The group also helped block the planned re-enactment of the Battle of the Plains of Abraham a few years ago and has protested the performance of Anglo songs at Quebec's Fete nationale holiday.

Polls do suggest the monarchy is, by far, less popular in Quebec than elsewhere in the country.

Many here see the institution not only as a colonial relic, but also as a reminder of ancestors who had their land conquered by the British army; they resent that the sovereign still serves as Canada's head of state.

From there, attention turns to events that recognize Britain-Quebec history.

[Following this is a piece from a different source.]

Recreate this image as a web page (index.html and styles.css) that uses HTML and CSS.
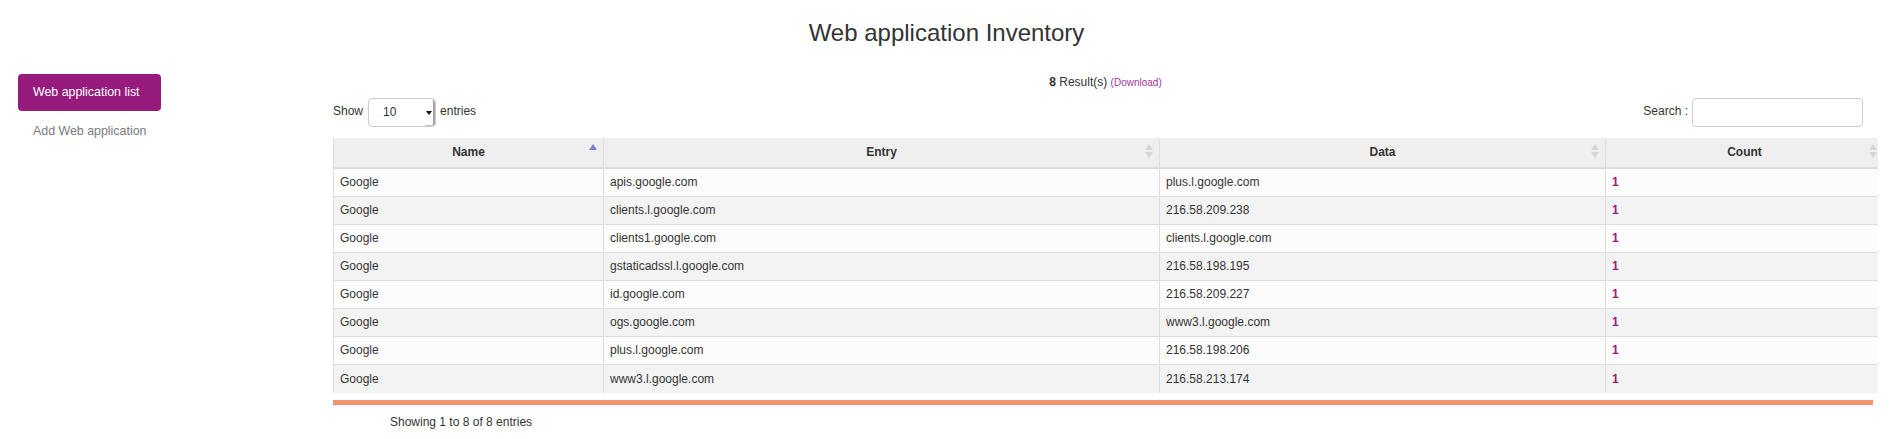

First is the freedom-of-the-city ceremony, which is a tradition introduced by the British in 1748 to confer upon armies the privilege of entering a fortified city bearing weapons. The ceremony today will acknowledge the relationship between Quebec City and the Royal 22e Regiment.

The ceremony will take place at city hall, and that is where the biggest protest is expected.

William and Kate are later scheduled to visit the Citadelle, a fortified residence at the foot of the Plains of Abraham, which was the scene of the 1759 pivotal battle in the Seven Years War in which French troops were defeated by the British.

Then the royal pair are set to visit Forts-de-Levis, a fort that was built between 1865 and 1872 under the supervision of British military engineers.

The fort completed a defence network protecting Quebec from future land invasion by Americans. It is also the highest point in the region.

Once they wrap their swing through Quebec, the royal pair will head to Charlottetown this evening, where they will attend an informal media reception before retiring for the night.

Yellowknife and Calgary are their other Canadian stops before they leave for California on Friday.